| DATA BLOCK |
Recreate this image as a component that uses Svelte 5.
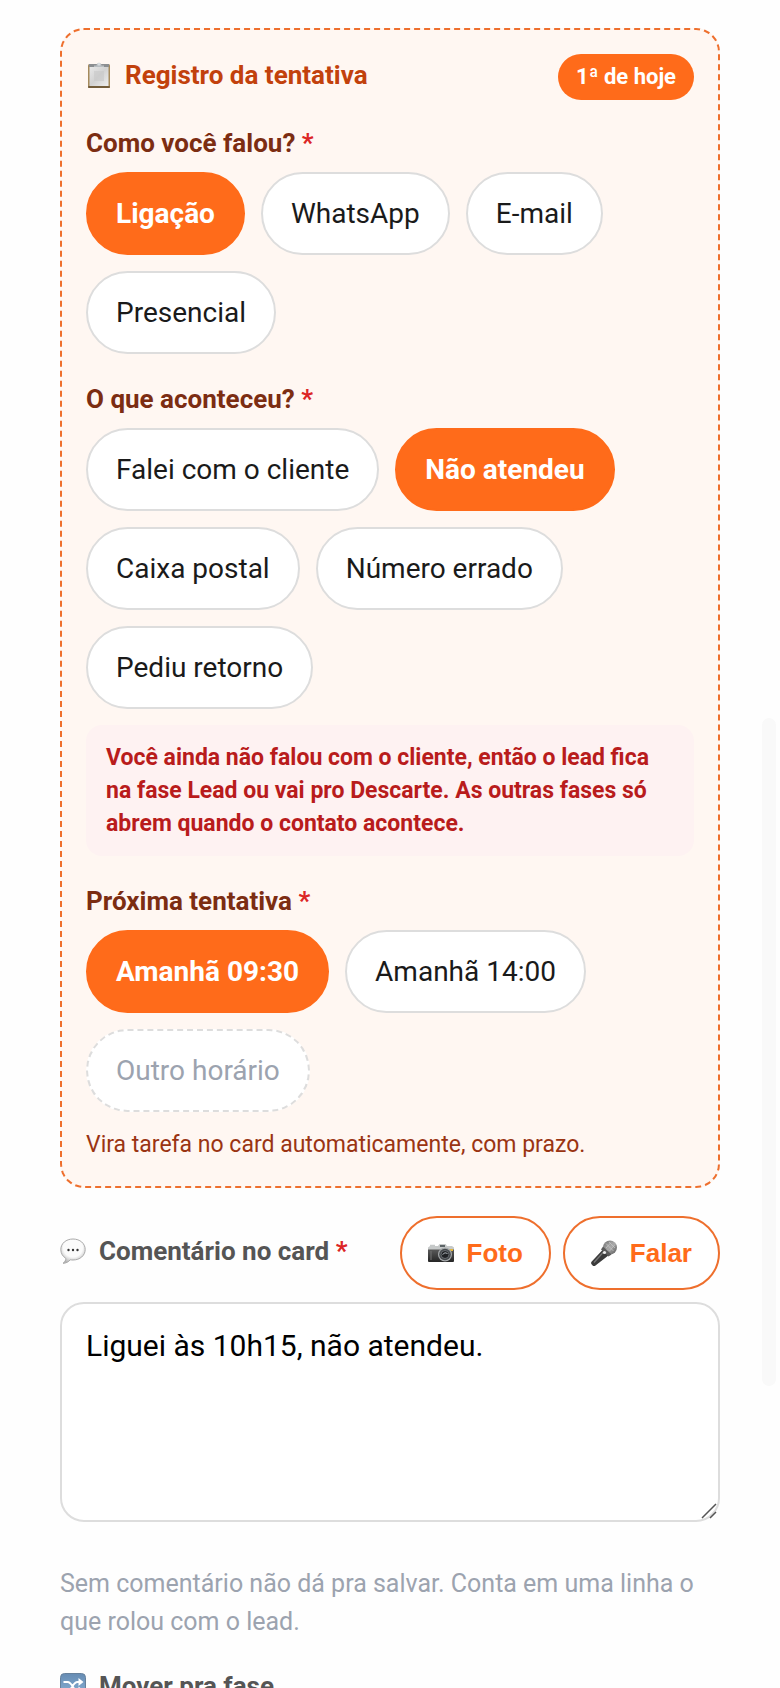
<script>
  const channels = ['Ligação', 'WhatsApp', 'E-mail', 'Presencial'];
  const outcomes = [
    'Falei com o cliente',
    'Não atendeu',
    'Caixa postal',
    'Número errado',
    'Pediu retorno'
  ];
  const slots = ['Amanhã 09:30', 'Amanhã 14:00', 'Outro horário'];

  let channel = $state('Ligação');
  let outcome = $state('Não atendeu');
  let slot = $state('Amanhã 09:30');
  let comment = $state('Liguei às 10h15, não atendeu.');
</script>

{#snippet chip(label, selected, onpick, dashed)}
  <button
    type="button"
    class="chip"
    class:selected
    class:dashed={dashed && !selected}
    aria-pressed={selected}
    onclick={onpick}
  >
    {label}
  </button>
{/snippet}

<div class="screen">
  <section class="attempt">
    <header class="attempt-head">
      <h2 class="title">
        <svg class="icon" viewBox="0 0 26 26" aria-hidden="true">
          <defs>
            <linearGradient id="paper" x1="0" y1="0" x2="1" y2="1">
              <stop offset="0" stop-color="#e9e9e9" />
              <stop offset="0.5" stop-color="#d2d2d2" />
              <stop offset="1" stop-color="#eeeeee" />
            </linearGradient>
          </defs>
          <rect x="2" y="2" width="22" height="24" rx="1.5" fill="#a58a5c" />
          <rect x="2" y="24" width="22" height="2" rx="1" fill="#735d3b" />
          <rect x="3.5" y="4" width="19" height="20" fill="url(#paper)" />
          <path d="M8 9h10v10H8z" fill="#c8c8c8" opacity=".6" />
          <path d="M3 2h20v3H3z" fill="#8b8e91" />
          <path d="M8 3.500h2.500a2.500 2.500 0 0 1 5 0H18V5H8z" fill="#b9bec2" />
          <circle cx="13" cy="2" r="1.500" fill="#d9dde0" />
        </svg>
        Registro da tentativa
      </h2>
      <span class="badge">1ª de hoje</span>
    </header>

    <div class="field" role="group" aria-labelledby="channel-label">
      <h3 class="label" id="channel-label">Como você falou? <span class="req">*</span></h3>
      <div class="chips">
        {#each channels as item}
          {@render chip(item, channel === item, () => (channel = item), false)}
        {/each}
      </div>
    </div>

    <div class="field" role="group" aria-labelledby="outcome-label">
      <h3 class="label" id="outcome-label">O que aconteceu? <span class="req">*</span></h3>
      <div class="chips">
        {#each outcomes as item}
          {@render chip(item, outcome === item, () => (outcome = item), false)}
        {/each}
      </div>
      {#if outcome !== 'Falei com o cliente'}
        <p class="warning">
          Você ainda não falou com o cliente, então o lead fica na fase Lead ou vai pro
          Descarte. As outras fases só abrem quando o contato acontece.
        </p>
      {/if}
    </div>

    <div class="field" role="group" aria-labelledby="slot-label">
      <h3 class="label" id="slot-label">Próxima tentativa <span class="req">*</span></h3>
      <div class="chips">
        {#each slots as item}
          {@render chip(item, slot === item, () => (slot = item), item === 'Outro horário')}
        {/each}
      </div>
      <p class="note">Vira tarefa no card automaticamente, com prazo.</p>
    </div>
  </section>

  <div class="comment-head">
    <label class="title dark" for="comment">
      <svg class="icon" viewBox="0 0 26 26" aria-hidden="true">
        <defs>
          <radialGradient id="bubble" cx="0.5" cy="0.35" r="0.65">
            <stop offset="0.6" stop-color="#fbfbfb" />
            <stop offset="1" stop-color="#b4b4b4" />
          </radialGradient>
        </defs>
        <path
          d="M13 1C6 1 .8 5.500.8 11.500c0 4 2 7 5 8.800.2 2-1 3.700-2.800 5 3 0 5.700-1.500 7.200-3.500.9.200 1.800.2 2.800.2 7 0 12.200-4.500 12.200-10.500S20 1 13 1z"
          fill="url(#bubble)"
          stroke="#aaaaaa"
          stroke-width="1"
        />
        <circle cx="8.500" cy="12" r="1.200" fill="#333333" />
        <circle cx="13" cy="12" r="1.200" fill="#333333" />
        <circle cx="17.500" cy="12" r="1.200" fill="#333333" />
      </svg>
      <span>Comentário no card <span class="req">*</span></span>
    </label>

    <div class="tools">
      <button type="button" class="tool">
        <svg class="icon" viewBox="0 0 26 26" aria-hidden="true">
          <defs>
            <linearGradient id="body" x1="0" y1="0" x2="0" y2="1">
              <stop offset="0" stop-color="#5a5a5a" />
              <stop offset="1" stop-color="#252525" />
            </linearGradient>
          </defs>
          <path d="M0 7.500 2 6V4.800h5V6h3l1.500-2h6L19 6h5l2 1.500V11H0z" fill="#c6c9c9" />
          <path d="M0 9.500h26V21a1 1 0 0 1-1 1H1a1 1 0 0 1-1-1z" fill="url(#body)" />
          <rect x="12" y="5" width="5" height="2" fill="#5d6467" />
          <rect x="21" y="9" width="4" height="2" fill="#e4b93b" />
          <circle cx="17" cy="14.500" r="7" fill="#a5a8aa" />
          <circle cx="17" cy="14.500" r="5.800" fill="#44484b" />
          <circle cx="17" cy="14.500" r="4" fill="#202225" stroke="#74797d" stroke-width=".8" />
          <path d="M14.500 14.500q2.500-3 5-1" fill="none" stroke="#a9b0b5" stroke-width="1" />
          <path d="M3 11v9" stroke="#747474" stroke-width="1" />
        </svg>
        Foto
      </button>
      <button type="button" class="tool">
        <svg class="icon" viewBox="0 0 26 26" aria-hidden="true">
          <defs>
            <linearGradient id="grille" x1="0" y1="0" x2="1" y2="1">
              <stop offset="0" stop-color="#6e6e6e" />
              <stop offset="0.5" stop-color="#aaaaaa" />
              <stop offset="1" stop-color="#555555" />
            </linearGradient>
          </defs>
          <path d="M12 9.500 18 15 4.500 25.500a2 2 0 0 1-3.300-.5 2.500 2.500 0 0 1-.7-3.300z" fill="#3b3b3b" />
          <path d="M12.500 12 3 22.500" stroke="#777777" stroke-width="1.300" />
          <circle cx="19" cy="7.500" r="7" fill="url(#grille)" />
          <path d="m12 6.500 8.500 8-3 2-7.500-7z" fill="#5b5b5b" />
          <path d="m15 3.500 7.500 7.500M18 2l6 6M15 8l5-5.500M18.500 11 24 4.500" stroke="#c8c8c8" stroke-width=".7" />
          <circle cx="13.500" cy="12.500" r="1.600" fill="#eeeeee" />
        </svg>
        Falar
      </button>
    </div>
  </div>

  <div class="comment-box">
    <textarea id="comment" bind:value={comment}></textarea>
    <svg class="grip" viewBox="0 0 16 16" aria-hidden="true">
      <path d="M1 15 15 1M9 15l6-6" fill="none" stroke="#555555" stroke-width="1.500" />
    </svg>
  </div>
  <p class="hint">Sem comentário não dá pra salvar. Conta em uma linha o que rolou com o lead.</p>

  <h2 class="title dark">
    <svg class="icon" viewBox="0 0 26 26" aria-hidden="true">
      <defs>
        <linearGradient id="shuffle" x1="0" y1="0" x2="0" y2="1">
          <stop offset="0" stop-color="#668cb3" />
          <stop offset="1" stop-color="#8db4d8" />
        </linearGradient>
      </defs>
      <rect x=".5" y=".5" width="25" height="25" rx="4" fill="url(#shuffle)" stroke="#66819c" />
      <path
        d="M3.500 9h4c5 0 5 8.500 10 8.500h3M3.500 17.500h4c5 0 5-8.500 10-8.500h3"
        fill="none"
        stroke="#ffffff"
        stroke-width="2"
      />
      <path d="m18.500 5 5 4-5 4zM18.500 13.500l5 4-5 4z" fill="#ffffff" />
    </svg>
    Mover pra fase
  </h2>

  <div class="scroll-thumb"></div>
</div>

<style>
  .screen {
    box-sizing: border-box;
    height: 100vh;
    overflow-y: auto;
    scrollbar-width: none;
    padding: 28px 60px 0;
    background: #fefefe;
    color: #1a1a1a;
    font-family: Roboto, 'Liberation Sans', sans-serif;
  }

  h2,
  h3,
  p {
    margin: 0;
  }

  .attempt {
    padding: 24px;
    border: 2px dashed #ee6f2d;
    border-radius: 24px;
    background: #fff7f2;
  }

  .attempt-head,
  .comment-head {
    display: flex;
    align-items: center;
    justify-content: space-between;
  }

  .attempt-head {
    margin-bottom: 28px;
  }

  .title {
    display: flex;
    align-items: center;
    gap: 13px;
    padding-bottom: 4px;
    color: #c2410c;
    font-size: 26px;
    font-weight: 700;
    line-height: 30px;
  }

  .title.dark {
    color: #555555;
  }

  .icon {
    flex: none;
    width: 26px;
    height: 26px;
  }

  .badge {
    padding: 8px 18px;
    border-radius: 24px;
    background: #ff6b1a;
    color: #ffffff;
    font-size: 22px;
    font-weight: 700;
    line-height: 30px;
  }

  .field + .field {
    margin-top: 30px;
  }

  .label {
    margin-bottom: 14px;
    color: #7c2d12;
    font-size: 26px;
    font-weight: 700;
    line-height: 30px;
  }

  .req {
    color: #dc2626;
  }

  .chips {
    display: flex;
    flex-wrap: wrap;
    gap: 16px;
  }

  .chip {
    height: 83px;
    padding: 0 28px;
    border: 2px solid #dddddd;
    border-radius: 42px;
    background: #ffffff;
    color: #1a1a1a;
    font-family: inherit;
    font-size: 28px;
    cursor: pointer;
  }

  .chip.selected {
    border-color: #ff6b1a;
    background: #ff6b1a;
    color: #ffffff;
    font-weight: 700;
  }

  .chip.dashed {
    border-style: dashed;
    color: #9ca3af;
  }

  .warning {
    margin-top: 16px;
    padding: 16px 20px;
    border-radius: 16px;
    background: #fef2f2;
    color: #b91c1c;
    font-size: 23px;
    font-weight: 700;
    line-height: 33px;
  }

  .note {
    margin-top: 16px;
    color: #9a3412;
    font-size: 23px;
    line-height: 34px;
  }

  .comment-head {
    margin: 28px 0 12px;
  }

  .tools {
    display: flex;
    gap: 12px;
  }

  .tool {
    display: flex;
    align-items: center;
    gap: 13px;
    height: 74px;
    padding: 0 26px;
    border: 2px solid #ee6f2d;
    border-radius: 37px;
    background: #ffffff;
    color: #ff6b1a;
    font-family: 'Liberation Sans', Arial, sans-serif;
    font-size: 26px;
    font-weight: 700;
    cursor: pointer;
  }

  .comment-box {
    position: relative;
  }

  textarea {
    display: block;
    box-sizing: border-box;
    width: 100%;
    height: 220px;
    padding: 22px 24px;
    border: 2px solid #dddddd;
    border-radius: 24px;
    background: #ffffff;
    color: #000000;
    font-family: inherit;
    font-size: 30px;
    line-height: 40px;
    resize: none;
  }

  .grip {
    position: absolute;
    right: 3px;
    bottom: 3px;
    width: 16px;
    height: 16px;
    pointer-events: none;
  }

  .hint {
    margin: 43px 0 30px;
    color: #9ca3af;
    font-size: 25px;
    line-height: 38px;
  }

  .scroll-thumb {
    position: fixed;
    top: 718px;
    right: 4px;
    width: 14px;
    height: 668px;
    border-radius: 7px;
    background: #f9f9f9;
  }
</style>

| WRITTEN REQUEST |
Repeat, exactly and in full, each line from the start of the data to the line that contains "const slots = ['Amanhã". Pictures do not go in.

| ANSWER |
Recreate this image as a component that uses Svelte 5.
<script>
  const channels = ['Ligação', 'WhatsApp', 'E-mail', 'Presencial'];
  const outcomes = [
    'Falei com o cliente',
    'Não atendeu',
    'Caixa postal',
    'Número errado',
    'Pediu retorno'
  ];
  const slots = ['Amanhã 09:30', 'Amanhã 14:00', 'Outro horário'];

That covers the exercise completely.